The Marjory Stoneman Douglas High School. Photo by Katherine Welles/Shutterstock.

A federal appeals court on Thursday upheld a Florida ban on gun sales to people younger than age 21 that was passed after a 19-year-old youth shot and killed 17 people and left another 17 injured at the Marjory Stoneman Douglas High School in Parkland, Florida, in February 2018.

The 11th U.S. Circuit Court of Appeals at Atlanta ruled against the National Rifle Association’s Second Amendment challenge to the law in a March 9 decision by Judge Robin S. Rosenbaum, an appointee of former President Barack Obama.

The law bans the sale of guns to those younger than age 21 but does not prevent people from giving or loaning guns to people in that age group.

Rosenbaum began the opinion with news stories about youths younger than age 21 shooting people. In one case, an 18-year-old killed a 14-year-old girl because she wouldn’t love him and then turned the gun on himself. In another, a 19-year-old shot a police officer because of a family feud.

“These stories are ripped from the headlines—the Reconstruction era headlines, that is,” Rosenbaum wrote. “But they could have been taken from today’s news. Unfortunately, they illustrate a persistent societal problem. Even though 18- to 20-year-olds now account for less than 4% of the population, they are responsible for more than 15% of homicide and manslaughter arrests.”

Rosenbaum looked at shootings from the Reconstruction era because that was the time of the adoption of the 14th Amendment that made the Second Amendment applicable to the states. Since that time, guns have become more deadly, she said.

“But state governments have never been required to stand idly by and watch the carnage rage,” Rosenbaum said.

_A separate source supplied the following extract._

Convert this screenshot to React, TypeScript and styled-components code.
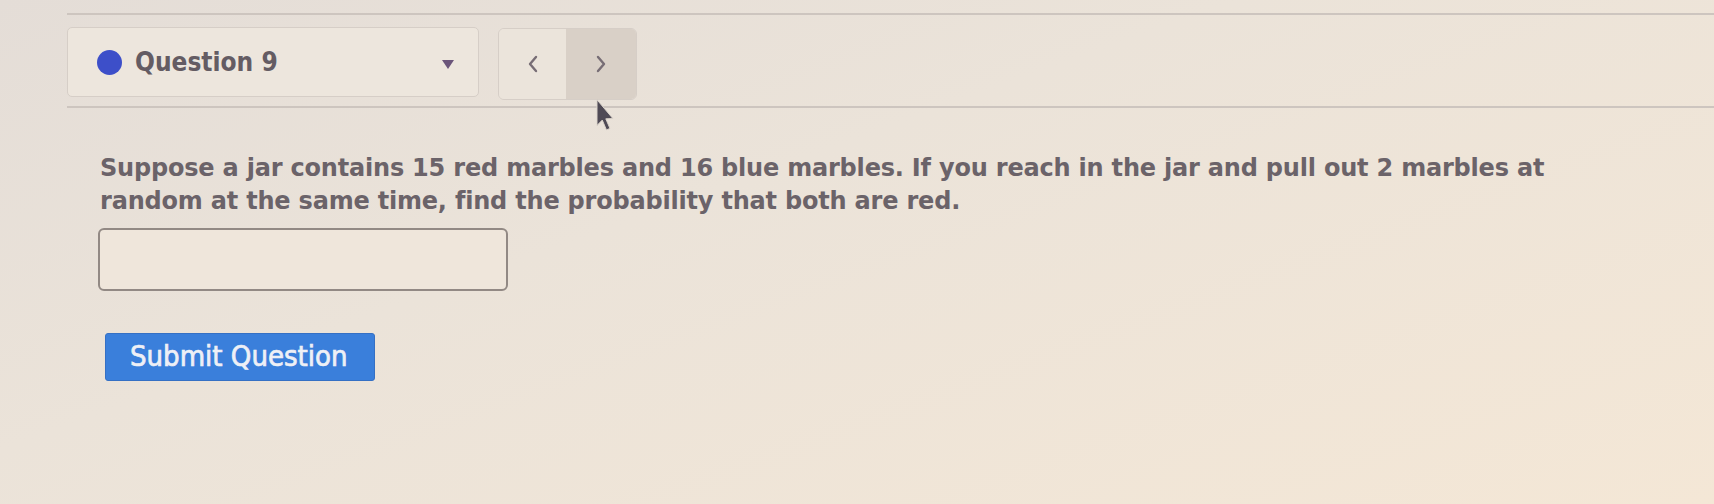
import styled, { createGlobalStyle } from 'styled-components';

const GlobalStyle = createGlobalStyle`
  html, body {
    margin: 0;
    padding: 0;
  }
  body {
    font-family: "DejaVu Sans Condensed", "DejaVu Sans", sans-serif;
    background: #ebe3da;
  }
`;

const Page = styled.div`
  min-height: 504px;
  box-sizing: border-box;
  padding: 13px 0 0 67px;
  background: linear-gradient(160deg, #e4ddd7 0%, #ebe3d9 40%, #f4e7d6 100%);
  overflow: hidden;
`;

const Rule = styled.div`
  height: 0;
  border-top: 2px solid #cdc5bf;
`;

const Header = styled.div`
  display: flex;
  align-items: flex-start;
  gap: 19px;
  margin: 12px 0 6px;
`;

const QuestionSelect = styled.div`
  width: 412px;
  height: 70px;
  box-sizing: border-box;
  display: flex;
  align-items: center;
  padding: 0 24px 0 29px;
  border: 1.5px solid #d6cec7;
  border-radius: 5px;
  background: #ede6dd;
`;

const StatusDot = styled.span`
  width: 25px;
  height: 25px;
  border-radius: 50%;
  background: #3d4fc9;
  flex-shrink: 0;
`;

const QuestionLabel = styled.span`
  margin-left: 13px;
  flex: 1;
  font-size: 26px;
  font-weight: 700;
  color: #645c63;
`;

const Caret = styled.span`
  width: 0;
  height: 0;
  border-left: 6px solid transparent;
  border-right: 6px solid transparent;
  border-top: 9px solid #6b557a;
  margin-top: 4px;
`;

const NavGroup = styled.div`
  position: relative;
  display: flex;
  box-sizing: border-box;
  margin-top: 1px;
  height: 72px;
  border: 1.5px solid #d6cec7;
  border-radius: 6px;
`;

const NavButton = styled.button<{ $hover?: boolean }>`
  width: ${(p) => (p.$hover ? 70 : 67)}px;
  height: 100%;
  border: none;
  padding: 0;
  display: flex;
  align-items: center;
  justify-content: center;
  background: ${(p) => (p.$hover ? '#d9d0c7' : '#ebe4db')};
  border-radius: ${(p) => (p.$hover ? '0 5px 5px 0' : '5px 0 0 5px')};
  cursor: pointer;
`;

const Cursor = styled.svg`
  position: absolute;
  left: 97px;
  top: 70px;
`;

const Content = styled.div`
  padding-left: 33px;
`;

const Prompt = styled.p`
  width: 1480px;
  margin: 44px 0 0;
  font-family: "DejaVu Sans", sans-serif;
  font-size: 24px;
  line-height: 33px;
  font-weight: 700;
  color: #6b6369;
  letter-spacing: -0.2px;
`;

const AnswerBox = styled.input`
  display: block;
  width: 410px;
  height: 63px;
  box-sizing: border-box;
  margin: 10px 0 0 -2px;
  border: 2px solid #928984;
  border-radius: 6px;
  background: #efe6db;
  outline: none;
`;

const SubmitButton = styled.button`
  display: block;
  margin: 42px 0 0 5px;
  width: 270px;
  height: 48px;
  border: 1px solid #3570c4;
  border-radius: 3px;
  background: #3a7fdb;
  color: #eef0f6;
  font-family: "DejaVu Sans Condensed", "DejaVu Sans", sans-serif;
  font-size: 29px;
  text-align: left;
  padding: 0 0 2px 24px;
  white-space: nowrap;
  -webkit-text-stroke: 0.7px #eef0f6;
`;

const Chevron = ({ dir }: { dir: 'left' | 'right' }) => (
  <svg width="14" height="20" viewBox="0 0 14 20">
    <path
      d={dir === 'left' ? 'M10 3 L4 10 L10 17' : 'M4 3 L10 10 L4 17'}
      fill="none"
      stroke="#776d75"
      strokeWidth="2.4"
      strokeLinecap="round"
      strokeLinejoin="round"
    />
  </svg>
);

export default function App() {
  return (
    <>
      <GlobalStyle />
      <Page>
        <Rule />
        <Header>
          <QuestionSelect>
            <StatusDot />
            <QuestionLabel>Question 9</QuestionLabel>
            <Caret />
          </QuestionSelect>
          <NavGroup>
            <NavButton aria-label="Previous question">
              <Chevron dir="left" />
            </NavButton>
            <NavButton $hover aria-label="Next question">
              <Chevron dir="right" />
            </NavButton>
            <Cursor width="18" height="32" viewBox="0 0 11 20">
              <path
                d="M0.5 0.5 L0.5 16.5 L3.8 13.2 L6.4 19.3 L8.6 18.4 L6 12.4 L10.4 12.2 Z"
                fill="#4f4a55"
                stroke="#ddd5cc"
                strokeWidth="0.6"
              />
            </Cursor>
          </NavGroup>
        </Header>
        <Rule />
        <Content>
          <Prompt>
            Suppose a jar contains 15 red marbles and 16 blue marbles. If you reach in the jar and pull out 2 marbles at random at the same time, find the probability that both are red.
          </Prompt>
          <AnswerBox type="text" />
          <SubmitButton>Submit Question</SubmitButton>
        </Content>
      </Page>
    </>
  );
}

Before the 14th Amendment passed, Alabama, Tennessee and Kentucky barred 18-year-olds to 20-year-olds from buying and possessing pistols—with some exceptions, she said.

Several more states followed after the passage of the 14th Amendment.

“At least 19 states and the District of Columbia banned the sale and even the giving or loaning of handguns and other deadly weapons to 18- to 20-year-olds by the close of the 19th century,” Rosenbaum said.

That history shows that Florida’s law is consistent with the nation’s historical tradition of firearm regulation, Rosenbaum said.

The NRA had argued that a founding-era law required those older than age 18 to join the militia, showing that the age group had the ability to buy guns. But the NRA “mistakes a legal obligation for a right,” Rosenbaum said.

Judge Charles R. Wilson, an appointee of former President Bill Clinton, wrote separately to say he would have waited to issue an opinion until the end of the current legislative session in Florida. Lawmakers are considering a bill that would lower the minimum age for buying a gun from 21 to 18.

The case is National Rifle Association v. Bondi.

Hat tip to Bloomberg Law, which covered the opinion.

See also:

ABAJournal.com: “‘Middle-finger stunt’ and a judge’s hug raise ethics issues in Parkland, Florida, school shooter’s trial”

ABAJournal.com: “Defense lawyers for convicted Parkland, Florida, school shooter cry as victims’ parents testify”

ABAJournal.com: “School shooting survivors can’t sue county officials for failing to protect them, 11th Circuit rules”

ABAJournal.com: “Judge rules school, sheriff’s office had ‘no legal duty’ to protect students in mass shooting”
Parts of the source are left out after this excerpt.